_PROBLEM:_
Return every line of the records below verbatim, with no pictures in the copy.

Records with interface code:
==================================================

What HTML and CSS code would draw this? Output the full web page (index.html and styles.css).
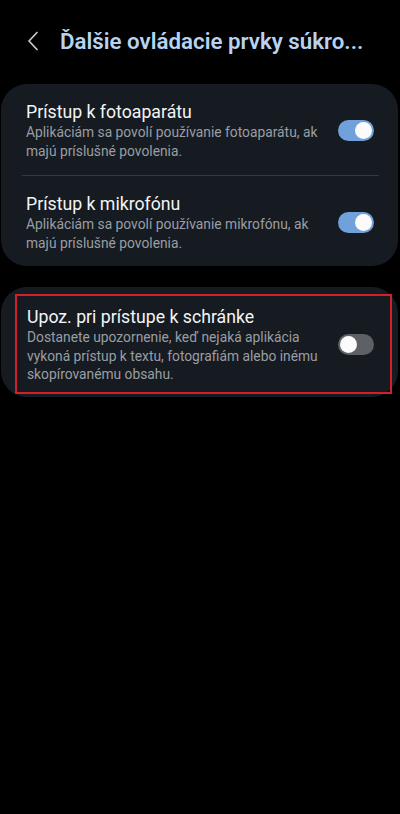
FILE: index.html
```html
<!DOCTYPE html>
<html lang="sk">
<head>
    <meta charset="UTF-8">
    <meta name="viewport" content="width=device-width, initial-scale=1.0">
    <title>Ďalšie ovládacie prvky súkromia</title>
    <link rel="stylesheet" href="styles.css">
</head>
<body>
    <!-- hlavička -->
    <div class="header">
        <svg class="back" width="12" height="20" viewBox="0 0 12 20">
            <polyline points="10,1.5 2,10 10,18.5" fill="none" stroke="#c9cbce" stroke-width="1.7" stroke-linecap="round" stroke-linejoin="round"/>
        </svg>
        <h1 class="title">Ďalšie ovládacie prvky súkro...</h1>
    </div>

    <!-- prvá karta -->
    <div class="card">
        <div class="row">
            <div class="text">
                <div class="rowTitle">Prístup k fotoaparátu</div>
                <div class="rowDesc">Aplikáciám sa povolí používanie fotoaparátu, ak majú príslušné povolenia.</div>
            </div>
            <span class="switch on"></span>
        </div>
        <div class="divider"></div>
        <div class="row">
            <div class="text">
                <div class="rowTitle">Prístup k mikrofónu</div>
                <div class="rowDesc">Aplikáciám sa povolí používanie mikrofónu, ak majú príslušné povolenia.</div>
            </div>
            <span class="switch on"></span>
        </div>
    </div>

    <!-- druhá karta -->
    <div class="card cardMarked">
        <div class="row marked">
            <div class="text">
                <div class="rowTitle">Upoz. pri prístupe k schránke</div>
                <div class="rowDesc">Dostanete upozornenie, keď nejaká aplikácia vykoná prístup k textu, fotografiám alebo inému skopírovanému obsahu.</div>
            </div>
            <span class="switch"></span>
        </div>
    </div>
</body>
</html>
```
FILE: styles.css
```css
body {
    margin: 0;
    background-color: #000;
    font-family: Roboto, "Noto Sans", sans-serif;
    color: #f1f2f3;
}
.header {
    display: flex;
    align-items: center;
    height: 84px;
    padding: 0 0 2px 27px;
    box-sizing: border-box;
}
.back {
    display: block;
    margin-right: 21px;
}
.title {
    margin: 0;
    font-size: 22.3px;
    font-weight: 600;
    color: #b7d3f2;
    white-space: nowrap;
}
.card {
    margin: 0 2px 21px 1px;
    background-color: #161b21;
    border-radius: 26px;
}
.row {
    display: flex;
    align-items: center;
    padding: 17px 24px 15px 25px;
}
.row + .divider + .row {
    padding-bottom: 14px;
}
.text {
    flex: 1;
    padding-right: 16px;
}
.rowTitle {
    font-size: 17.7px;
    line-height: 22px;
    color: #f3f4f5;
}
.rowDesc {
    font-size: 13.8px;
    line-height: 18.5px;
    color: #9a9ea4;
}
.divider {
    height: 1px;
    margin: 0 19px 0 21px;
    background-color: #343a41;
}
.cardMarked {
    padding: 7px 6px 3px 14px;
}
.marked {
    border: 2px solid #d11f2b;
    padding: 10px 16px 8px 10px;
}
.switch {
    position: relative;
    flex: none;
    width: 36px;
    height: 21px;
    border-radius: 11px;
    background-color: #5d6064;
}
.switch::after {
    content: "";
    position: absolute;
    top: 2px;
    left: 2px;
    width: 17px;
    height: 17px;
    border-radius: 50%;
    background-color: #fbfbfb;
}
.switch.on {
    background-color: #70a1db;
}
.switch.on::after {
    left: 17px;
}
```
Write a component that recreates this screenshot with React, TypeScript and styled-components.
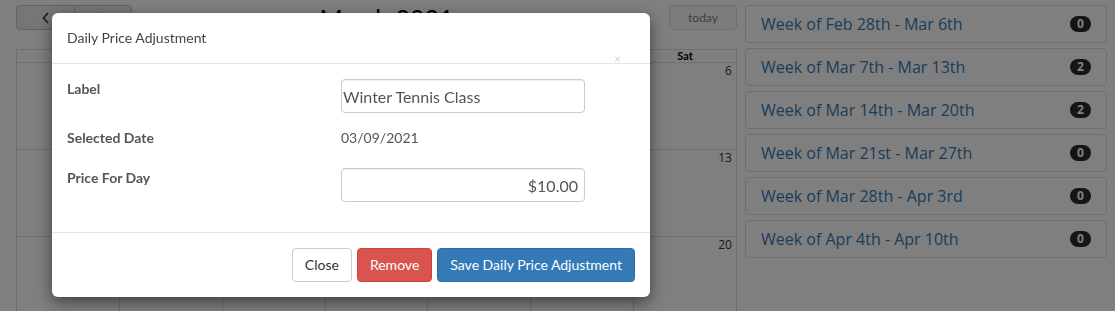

==================================================

_SOLUTION TO THE EXERCISE:_
What HTML and CSS code would draw this? Output the full web page (index.html and styles.css).
FILE: index.html
```html
<!DOCTYPE html>
<html lang="sk">
<head>
    <meta charset="UTF-8">
    <meta name="viewport" content="width=device-width, initial-scale=1.0">
    <title>Ďalšie ovládacie prvky súkromia</title>
    <link rel="stylesheet" href="styles.css">
</head>
<body>
    <!-- hlavička -->
    <div class="header">
        <svg class="back" width="12" height="20" viewBox="0 0 12 20">
            <polyline points="10,1.5 2,10 10,18.5" fill="none" stroke="#c9cbce" stroke-width="1.7" stroke-linecap="round" stroke-linejoin="round"/>
        </svg>
        <h1 class="title">Ďalšie ovládacie prvky súkro...</h1>
    </div>

    <!-- prvá karta -->
    <div class="card">
        <div class="row">
            <div class="text">
                <div class="rowTitle">Prístup k fotoaparátu</div>
                <div class="rowDesc">Aplikáciám sa povolí používanie fotoaparátu, ak majú príslušné povolenia.</div>
            </div>
            <span class="switch on"></span>
        </div>
        <div class="divider"></div>
        <div class="row">
            <div class="text">
                <div class="rowTitle">Prístup k mikrofónu</div>
                <div class="rowDesc">Aplikáciám sa povolí používanie mikrofónu, ak majú príslušné povolenia.</div>
            </div>
            <span class="switch on"></span>
        </div>
    </div>

    <!-- druhá karta -->
    <div class="card cardMarked">
        <div class="row marked">
            <div class="text">
                <div class="rowTitle">Upoz. pri prístupe k schránke</div>
                <div class="rowDesc">Dostanete upozornenie, keď nejaká aplikácia vykoná prístup k textu, fotografiám alebo inému skopírovanému obsahu.</div>
            </div>
            <span class="switch"></span>
        </div>
    </div>
</body>
</html>
```
FILE: styles.css
```css
body {
    margin: 0;
    background-color: #000;
    font-family: Roboto, "Noto Sans", sans-serif;
    color: #f1f2f3;
}
.header {
    display: flex;
    align-items: center;
    height: 84px;
    padding: 0 0 2px 27px;
    box-sizing: border-box;
}
.back {
    display: block;
    margin-right: 21px;
}
.title {
    margin: 0;
    font-size: 22.3px;
    font-weight: 600;
    color: #b7d3f2;
    white-space: nowrap;
}
.card {
    margin: 0 2px 21px 1px;
    background-color: #161b21;
    border-radius: 26px;
}
.row {
    display: flex;
    align-items: center;
    padding: 17px 24px 15px 25px;
}
.row + .divider + .row {
    padding-bottom: 14px;
}
.text {
    flex: 1;
    padding-right: 16px;
}
.rowTitle {
    font-size: 17.7px;
    line-height: 22px;
    color: #f3f4f5;
}
.rowDesc {
    font-size: 13.8px;
    line-height: 18.5px;
    color: #9a9ea4;
}
.divider {
    height: 1px;
    margin: 0 19px 0 21px;
    background-color: #343a41;
}
.cardMarked {
    padding: 7px 6px 3px 14px;
}
.marked {
    border: 2px solid #d11f2b;
    padding: 10px 16px 8px 10px;
}
.switch {
    position: relative;
    flex: none;
    width: 36px;
    height: 21px;
    border-radius: 11px;
    background-color: #5d6064;
}
.switch::after {
    content: "";
    position: absolute;
    top: 2px;
    left: 2px;
    width: 17px;
    height: 17px;
    border-radius: 50%;
    background-color: #fbfbfb;
}
.switch.on {
    background-color: #70a1db;
}
.switch.on::after {
    left: 17px;
}
```
Write a component that recreates this screenshot with React, TypeScript and styled-components.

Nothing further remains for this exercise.